To greet the 1990s, NME commissioned a photo shoot for its last issue of 1989 (December 23-30 issue) featuring Ian McCulloch, the presiding genius of Echo and the Bunnymen, in which he dressed up as Dorothy from The Wizard of Oz.

Here’s the original spread, which appeared under the banner “Screen-Age Kicks”:
 

 
The pictures are an undisputed success, due in no small part to McCulloch’s utter lack of distancing camp affectation or irony. It’s almost as if McCulloch knows damn well that he’s gorgeous, so why not go with it? (Actually, about that.
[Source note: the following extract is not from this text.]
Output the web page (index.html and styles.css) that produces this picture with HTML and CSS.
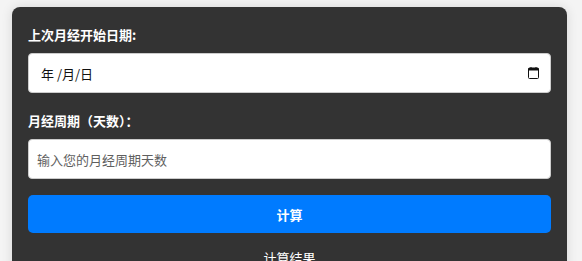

See McCulloch’s remarks on the shoot below.)

Two years ago Buzzfeed did a list explaining why McCulloch was the 1980s version of Kanye West. The list is essentially a collection of astonishingly confident, self-admiring quotations from McCulloch, as in “The Bunnymen are the most important band to ever put an album out. And the Beatles, maybe the Stones. I think we’re up there in the top ten greatest bands of all time.”

Maybe something of that attitude is caught in the photo?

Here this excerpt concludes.